In the United States, the number of babies born with neonatal abstinence syndrome has increased 123 percent from 2009 to 2014. This syndrome happens when women inject opioids during pregnancy. In the year 2014, 30,445 babies were born addicted to opioids and spent the first months of their lives battling withdrawal symptoms such as tremors, irritability, sleep problems, and high-pitched screaming.
The question most doctors and mothers ask is: how will neonatal abstinence syndrome effect the baby physically and mentally in the long run? This article sites a study where researchers tracked nearly 100 children and their mothers for 36 months. Hendrée Jones, the executive director at UNC Horizons and the co-author of the study, expressed that there were reasons to be optimistic about the children’s fates. “The children through time tended to score within the normal range of the tests that we had,” Jones said.
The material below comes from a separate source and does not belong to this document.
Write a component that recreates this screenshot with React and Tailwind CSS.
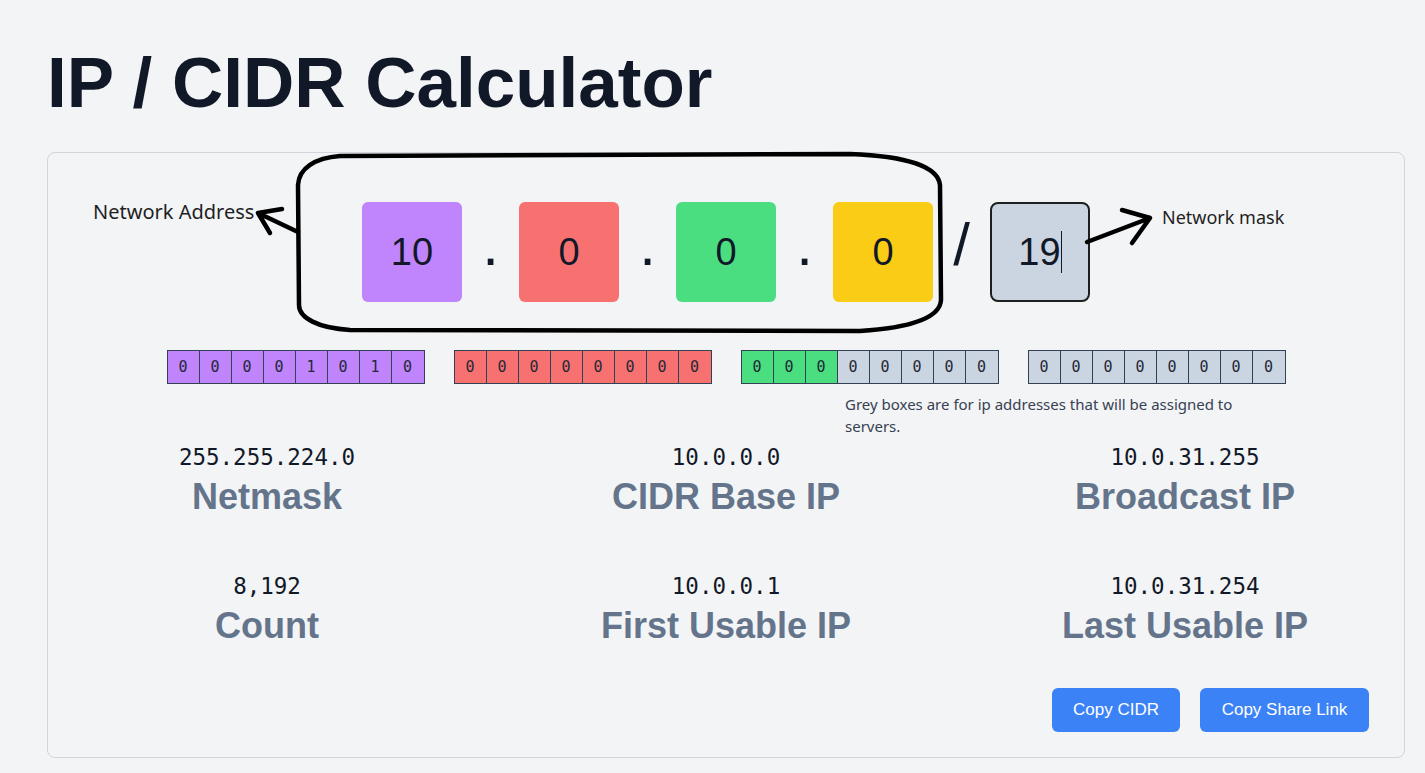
import React from 'react';

const octets = [
    { value: '10', bg: 'bg-[#c084fc]' },
    { value: '0', bg: 'bg-[#f87171]' },
    { value: '0', bg: 'bg-[#4ade80]' },
    { value: '0', bg: 'bg-[#facc15]' },
];

const toBits = (n) => n.toString(2).padStart(8, '0').split('');

const results = [
    { value: '255.255.224.0', label: 'Netmask' },
    { value: '10.0.0.0', label: 'CIDR Base IP' },
    { value: '10.0.31.255', label: 'Broadcast IP' },
    { value: '8,192', label: 'Count' },
    { value: '10.0.0.1', label: 'First Usable IP' },
    { value: '10.0.31.254', label: 'Last Usable IP' },
];

const Separator = ({ children }) => (
    <div className="w-[57px] mb-[14px] text-center text-6xl leading-none text-[#111827]">
        {children}
    </div>
);

const App = () => {
    const mask = 19;

    return (
        <div
            className="relative min-h-[773px] bg-[#f3f4f6] pl-[47px] pr-[20px] pt-[47px]"
            style={{ fontFamily: '"Liberation Sans", Arial, sans-serif' }}
        >
            <h1 className="text-[71px] leading-[72px] font-bold text-[#111827]">IP / CIDR Calculator</h1>

            <div className="mt-[33px] rounded-lg border border-[#d1d5db] px-[35px] pt-[49px] pb-[25px]">
                {/* Octet inputs */}
                <div className="flex items-center justify-center">
                    {octets.map((o, i) => (
                        <React.Fragment key={i}>
                            {i > 0 && <Separator>.</Separator>}
                            <div className={`w-[100px] h-[100px] rounded-md ${o.bg} flex items-center justify-center text-[38px] leading-none text-[#111827]`}>
                                {o.value}
                            </div>
                        </React.Fragment>
                    ))}
                    <Separator>/</Separator>
                    <div className="w-[100px] h-[100px] rounded-lg border-2 border-[#1f1f1f] bg-[#cbd5e1] flex items-center justify-center text-[38px] leading-none text-[#111827]">
                        <span>{mask}</span>
                        <span className="w-px h-[42px] bg-[#111827]"></span>
                    </div>
                </div>

                {/* Bits */}
                <div
                    className="mt-12 flex justify-center gap-[29px]"
                    style={{ fontFamily: '"DejaVu Sans Mono", monospace' }}
                >
                    {octets.map((o, i) => (
                        <div key={i} className="flex border border-[#334155]">
                            {toBits(parseInt(o.value, 10)).map((b, j) => {
                                const pos = i * 8 + j;
                                const color = pos < mask ? o.bg : 'bg-[#cbd5e1]';
                                return (
                                    <div
                                        key={j}
                                        className={`w-8 h-8 flex items-center justify-center text-[15px] text-[#1f2937] ${color} ${j < 7 ? 'border-r border-[#334155]' : ''}`}
                                    >
                                        {b}
                                    </div>
                                );
                            })}
                        </div>
                    ))}
                </div>

                <p
                    className="mt-[9px] ml-[762px] max-w-[410px] text-[15px] leading-[22px] text-[#374151]"
                    style={{ fontFamily: '"Noto Sans", sans-serif' }}
                >
                    Grey boxes are for ip addresses that will be assigned to servers.
                </p>

                {/* Results */}
                <div className="mt-[6px] grid grid-cols-3 gap-x-[91px] gap-y-[55px]">
                    {results.map((r) => (
                        <div key={r.label} className="flex flex-col items-center">
                            <div
                                className="text-[22.5px] leading-[28px] text-[#111827]"
                                style={{ fontFamily: '"DejaVu Sans Mono", monospace' }}
                            >
                                {r.value}
                            </div>
                            <div className="mt-1.5 text-4xl font-bold text-[#64748b]">{r.label}</div>
                        </div>
                    ))}
                </div>

                {/* Actions */}
                <div className="mt-[42px] flex justify-end gap-5">
                    <button className="w-[128px] h-[44px] rounded-md bg-[#3b82f6] text-[17px] text-white">Copy CIDR</button>
                    <button className="w-[169px] h-[44px] rounded-md bg-[#3b82f6] text-[17px] text-white">Copy Share Link</button>
                </div>
            </div>

            {/* Hand-drawn annotations */}
            <svg
                className="absolute left-0 top-0 w-[1425px] h-[773px] pointer-events-none"
                viewBox="0 0 1425 773"
                fill="none"
                stroke="black"
                strokeWidth="4.5"
                strokeLinecap="round"
                strokeLinejoin="round"
            >
                <path d="M340 156 L850 154 C905 156 938 166 940 185 L941 300 C940 318 910 328 860 331 L350 330 C318 328 299 318 299 305 L298 185 C299 168 315 158 340 156 Z" />
                <path d="M298 232 L258 213 M258 213 L282 209 M258 213 L270 233" />
                <path d="M1087 242 L1150 218 M1150 218 L1122 210 M1150 218 L1132 243" />
            </svg>
            <span
                className="absolute left-[93px] top-[202px] text-[20px] leading-none text-[#1f1f1f]"
                style={{ fontFamily: '"Noto Sans", sans-serif' }}
            >
                Network Address
            </span>
            <span
                className="absolute left-[1162px] top-[208px] text-[18px] leading-none text-[#1f1f1f]"
                style={{ fontFamily: '"Noto Sans", sans-serif' }}
            >
                Network mask
            </span>
        </div>
    );
};

export default App;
Dr. Stephanie Merhar, a neonatologist at Cincinnati Children’s Hospital, researched this topic and after studying 87 infants, she found that the children were testing within the normal range of development; she also noted, though, that the risk of serious delays is still very high, and children need to be monitored closely because the long-term affects are still unknown.
While a cause and effect correlation cannot be established yet, Dr. Lauren Jansson, the director of pediatrics at the Center for Addiction and Pregnancy at Johns Hopkins School of Medicine, believes that the most promising treatment for children who are exposed prenatally to substances is to treat their mothers to overcome their own addictions.